== COLLECTED MATERIAL ==
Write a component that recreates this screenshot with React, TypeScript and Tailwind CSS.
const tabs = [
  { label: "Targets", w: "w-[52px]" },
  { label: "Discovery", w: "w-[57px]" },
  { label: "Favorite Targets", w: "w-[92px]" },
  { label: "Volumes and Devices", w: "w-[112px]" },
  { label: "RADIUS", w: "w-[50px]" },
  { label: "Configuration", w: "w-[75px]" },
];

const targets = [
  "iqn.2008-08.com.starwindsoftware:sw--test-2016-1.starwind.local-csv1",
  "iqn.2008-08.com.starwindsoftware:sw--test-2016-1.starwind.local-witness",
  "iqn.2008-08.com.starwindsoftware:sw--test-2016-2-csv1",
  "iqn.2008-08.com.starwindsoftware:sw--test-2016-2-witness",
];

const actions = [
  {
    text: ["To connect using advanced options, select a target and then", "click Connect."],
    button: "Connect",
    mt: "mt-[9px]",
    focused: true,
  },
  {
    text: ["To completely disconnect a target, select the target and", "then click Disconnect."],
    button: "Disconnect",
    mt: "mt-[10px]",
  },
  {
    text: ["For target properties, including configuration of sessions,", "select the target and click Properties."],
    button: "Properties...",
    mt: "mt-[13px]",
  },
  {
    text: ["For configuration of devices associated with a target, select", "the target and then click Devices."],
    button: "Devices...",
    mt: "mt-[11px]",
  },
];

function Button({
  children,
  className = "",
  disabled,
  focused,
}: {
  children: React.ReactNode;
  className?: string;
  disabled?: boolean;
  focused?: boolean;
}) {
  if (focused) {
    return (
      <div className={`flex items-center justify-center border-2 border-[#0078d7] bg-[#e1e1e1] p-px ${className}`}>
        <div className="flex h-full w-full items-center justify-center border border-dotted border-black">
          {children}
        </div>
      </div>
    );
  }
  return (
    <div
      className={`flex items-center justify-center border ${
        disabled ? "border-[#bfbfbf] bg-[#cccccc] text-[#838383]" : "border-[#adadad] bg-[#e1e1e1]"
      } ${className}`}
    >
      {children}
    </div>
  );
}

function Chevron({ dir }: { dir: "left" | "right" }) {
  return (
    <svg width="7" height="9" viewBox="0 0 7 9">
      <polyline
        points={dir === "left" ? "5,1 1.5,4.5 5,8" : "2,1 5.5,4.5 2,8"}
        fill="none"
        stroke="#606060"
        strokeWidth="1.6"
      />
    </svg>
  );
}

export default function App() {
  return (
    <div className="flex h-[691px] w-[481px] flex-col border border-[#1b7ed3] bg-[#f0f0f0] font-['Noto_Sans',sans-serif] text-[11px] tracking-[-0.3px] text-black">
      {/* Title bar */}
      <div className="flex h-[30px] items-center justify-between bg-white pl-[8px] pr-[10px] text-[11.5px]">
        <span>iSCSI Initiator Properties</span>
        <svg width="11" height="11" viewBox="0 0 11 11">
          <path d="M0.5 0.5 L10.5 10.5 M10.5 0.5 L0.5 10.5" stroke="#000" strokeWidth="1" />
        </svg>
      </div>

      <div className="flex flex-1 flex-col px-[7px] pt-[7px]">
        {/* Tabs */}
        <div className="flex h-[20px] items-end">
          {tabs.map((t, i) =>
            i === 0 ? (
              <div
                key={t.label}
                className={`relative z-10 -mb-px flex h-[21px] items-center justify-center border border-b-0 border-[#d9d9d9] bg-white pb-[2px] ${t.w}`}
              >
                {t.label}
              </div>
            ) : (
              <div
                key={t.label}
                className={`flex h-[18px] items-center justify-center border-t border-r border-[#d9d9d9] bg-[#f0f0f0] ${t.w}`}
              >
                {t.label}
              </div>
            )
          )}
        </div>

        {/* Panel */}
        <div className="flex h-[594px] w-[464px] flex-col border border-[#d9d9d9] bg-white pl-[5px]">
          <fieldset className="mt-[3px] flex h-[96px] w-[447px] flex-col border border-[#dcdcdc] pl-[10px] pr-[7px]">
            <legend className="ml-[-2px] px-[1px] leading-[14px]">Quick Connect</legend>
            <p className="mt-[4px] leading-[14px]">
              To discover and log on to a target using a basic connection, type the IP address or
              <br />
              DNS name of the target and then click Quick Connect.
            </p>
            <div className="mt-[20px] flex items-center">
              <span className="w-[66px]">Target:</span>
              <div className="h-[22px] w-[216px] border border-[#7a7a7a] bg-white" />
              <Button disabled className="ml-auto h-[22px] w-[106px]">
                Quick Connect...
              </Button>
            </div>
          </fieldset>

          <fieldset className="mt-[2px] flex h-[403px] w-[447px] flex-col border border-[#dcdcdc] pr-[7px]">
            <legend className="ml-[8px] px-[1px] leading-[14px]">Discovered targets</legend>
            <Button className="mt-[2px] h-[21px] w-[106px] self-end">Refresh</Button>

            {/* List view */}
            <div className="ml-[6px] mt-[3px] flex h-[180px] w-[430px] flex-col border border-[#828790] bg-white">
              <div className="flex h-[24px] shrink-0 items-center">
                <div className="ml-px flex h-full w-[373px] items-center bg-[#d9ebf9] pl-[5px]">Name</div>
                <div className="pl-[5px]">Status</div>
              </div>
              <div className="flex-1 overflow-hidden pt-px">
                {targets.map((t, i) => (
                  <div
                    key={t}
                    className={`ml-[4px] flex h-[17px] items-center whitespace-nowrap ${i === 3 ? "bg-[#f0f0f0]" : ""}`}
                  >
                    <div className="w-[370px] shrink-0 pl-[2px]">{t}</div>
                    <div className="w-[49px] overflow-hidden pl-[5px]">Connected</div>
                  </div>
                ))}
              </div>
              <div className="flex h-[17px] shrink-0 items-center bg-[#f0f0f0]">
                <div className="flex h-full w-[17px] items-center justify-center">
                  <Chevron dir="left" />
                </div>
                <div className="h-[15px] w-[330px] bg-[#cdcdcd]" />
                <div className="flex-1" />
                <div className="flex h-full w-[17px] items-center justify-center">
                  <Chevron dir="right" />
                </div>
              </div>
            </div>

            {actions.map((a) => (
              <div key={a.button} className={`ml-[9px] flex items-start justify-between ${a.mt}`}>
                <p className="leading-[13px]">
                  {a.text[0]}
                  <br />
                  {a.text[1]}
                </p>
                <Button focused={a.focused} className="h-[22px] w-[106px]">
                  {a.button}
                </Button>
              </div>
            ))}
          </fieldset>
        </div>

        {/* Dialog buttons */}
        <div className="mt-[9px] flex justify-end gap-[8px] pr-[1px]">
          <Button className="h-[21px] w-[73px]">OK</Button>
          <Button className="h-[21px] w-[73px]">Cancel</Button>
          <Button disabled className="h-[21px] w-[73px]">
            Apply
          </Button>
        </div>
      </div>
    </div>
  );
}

== INSTRUCTION ==
Reproduce the data in its entirety, matching each character.

== SOLUTION FOR THIS EXERCISE ==
Write a component that recreates this screenshot with React, TypeScript and Tailwind CSS.
const tabs = [
  { label: "Targets", w: "w-[52px]" },
  { label: "Discovery", w: "w-[57px]" },
  { label: "Favorite Targets", w: "w-[92px]" },
  { label: "Volumes and Devices", w: "w-[112px]" },
  { label: "RADIUS", w: "w-[50px]" },
  { label: "Configuration", w: "w-[75px]" },
];

const targets = [
  "iqn.2008-08.com.starwindsoftware:sw--test-2016-1.starwind.local-csv1",
  "iqn.2008-08.com.starwindsoftware:sw--test-2016-1.starwind.local-witness",
  "iqn.2008-08.com.starwindsoftware:sw--test-2016-2-csv1",
  "iqn.2008-08.com.starwindsoftware:sw--test-2016-2-witness",
];

const actions = [
  {
    text: ["To connect using advanced options, select a target and then", "click Connect."],
    button: "Connect",
    mt: "mt-[9px]",
    focused: true,
  },
  {
    text: ["To completely disconnect a target, select the target and", "then click Disconnect."],
    button: "Disconnect",
    mt: "mt-[10px]",
  },
  {
    text: ["For target properties, including configuration of sessions,", "select the target and click Properties."],
    button: "Properties...",
    mt: "mt-[13px]",
  },
  {
    text: ["For configuration of devices associated with a target, select", "the target and then click Devices."],
    button: "Devices...",
    mt: "mt-[11px]",
  },
];

function Button({
  children,
  className = "",
  disabled,
  focused,
}: {
  children: React.ReactNode;
  className?: string;
  disabled?: boolean;
  focused?: boolean;
}) {
  if (focused) {
    return (
      <div className={`flex items-center justify-center border-2 border-[#0078d7] bg-[#e1e1e1] p-px ${className}`}>
        <div className="flex h-full w-full items-center justify-center border border-dotted border-black">
          {children}
        </div>
      </div>
    );
  }
  return (
    <div
      className={`flex items-center justify-center border ${
        disabled ? "border-[#bfbfbf] bg-[#cccccc] text-[#838383]" : "border-[#adadad] bg-[#e1e1e1]"
      } ${className}`}
    >
      {children}
    </div>
  );
}

function Chevron({ dir }: { dir: "left" | "right" }) {
  return (
    <svg width="7" height="9" viewBox="0 0 7 9">
      <polyline
        points={dir === "left" ? "5,1 1.5,4.5 5,8" : "2,1 5.5,4.5 2,8"}
        fill="none"
        stroke="#606060"
        strokeWidth="1.6"
      />
    </svg>
  );
}

export default function App() {
  return (
    <div className="flex h-[691px] w-[481px] flex-col border border-[#1b7ed3] bg-[#f0f0f0] font-['Noto_Sans',sans-serif] text-[11px] tracking-[-0.3px] text-black">
      {/* Title bar */}
      <div className="flex h-[30px] items-center justify-between bg-white pl-[8px] pr-[10px] text-[11.5px]">
        <span>iSCSI Initiator Properties</span>
        <svg width="11" height="11" viewBox="0 0 11 11">
          <path d="M0.5 0.5 L10.5 10.5 M10.5 0.5 L0.5 10.5" stroke="#000" strokeWidth="1" />
        </svg>
      </div>

      <div className="flex flex-1 flex-col px-[7px] pt-[7px]">
        {/* Tabs */}
        <div className="flex h-[20px] items-end">
          {tabs.map((t, i) =>
            i === 0 ? (
              <div
                key={t.label}
                className={`relative z-10 -mb-px flex h-[21px] items-center justify-center border border-b-0 border-[#d9d9d9] bg-white pb-[2px] ${t.w}`}
              >
                {t.label}
              </div>
            ) : (
              <div
                key={t.label}
                className={`flex h-[18px] items-center justify-center border-t border-r border-[#d9d9d9] bg-[#f0f0f0] ${t.w}`}
              >
                {t.label}
              </div>
            )
          )}
        </div>

        {/* Panel */}
        <div className="flex h-[594px] w-[464px] flex-col border border-[#d9d9d9] bg-white pl-[5px]">
          <fieldset className="mt-[3px] flex h-[96px] w-[447px] flex-col border border-[#dcdcdc] pl-[10px] pr-[7px]">
            <legend className="ml-[-2px] px-[1px] leading-[14px]">Quick Connect</legend>
            <p className="mt-[4px] leading-[14px]">
              To discover and log on to a target using a basic connection, type the IP address or
              <br />
              DNS name of the target and then click Quick Connect.
            </p>
            <div className="mt-[20px] flex items-center">
              <span className="w-[66px]">Target:</span>
              <div className="h-[22px] w-[216px] border border-[#7a7a7a] bg-white" />
              <Button disabled className="ml-auto h-[22px] w-[106px]">
                Quick Connect...
              </Button>
            </div>
          </fieldset>

          <fieldset className="mt-[2px] flex h-[403px] w-[447px] flex-col border border-[#dcdcdc] pr-[7px]">
            <legend className="ml-[8px] px-[1px] leading-[14px]">Discovered targets</legend>
            <Button className="mt-[2px] h-[21px] w-[106px] self-end">Refresh</Button>

            {/* List view */}
            <div className="ml-[6px] mt-[3px] flex h-[180px] w-[430px] flex-col border border-[#828790] bg-white">
              <div className="flex h-[24px] shrink-0 items-center">
                <div className="ml-px flex h-full w-[373px] items-center bg-[#d9ebf9] pl-[5px]">Name</div>
                <div className="pl-[5px]">Status</div>
              </div>
              <div className="flex-1 overflow-hidden pt-px">
                {targets.map((t, i) => (
                  <div
                    key={t}
                    className={`ml-[4px] flex h-[17px] items-center whitespace-nowrap ${i === 3 ? "bg-[#f0f0f0]" : ""}`}
                  >
                    <div className="w-[370px] shrink-0 pl-[2px]">{t}</div>
                    <div className="w-[49px] overflow-hidden pl-[5px]">Connected</div>
                  </div>
                ))}
              </div>
              <div className="flex h-[17px] shrink-0 items-center bg-[#f0f0f0]">
                <div className="flex h-full w-[17px] items-center justify-center">
                  <Chevron dir="left" />
                </div>
                <div className="h-[15px] w-[330px] bg-[#cdcdcd]" />
                <div className="flex-1" />
                <div className="flex h-full w-[17px] items-center justify-center">
                  <Chevron dir="right" />
                </div>
              </div>
            </div>

            {actions.map((a) => (
              <div key={a.button} className={`ml-[9px] flex items-start justify-between ${a.mt}`}>
                <p className="leading-[13px]">
                  {a.text[0]}
                  <br />
                  {a.text[1]}
                </p>
                <Button focused={a.focused} className="h-[22px] w-[106px]">
                  {a.button}
                </Button>
              </div>
            ))}
          </fieldset>
        </div>

        {/* Dialog buttons */}
        <div className="mt-[9px] flex justify-end gap-[8px] pr-[1px]">
          <Button className="h-[21px] w-[73px]">OK</Button>
          <Button className="h-[21px] w-[73px]">Cancel</Button>
          <Button disabled className="h-[21px] w-[73px]">
            Apply
          </Button>
        </div>
      </div>
    </div>
  );
}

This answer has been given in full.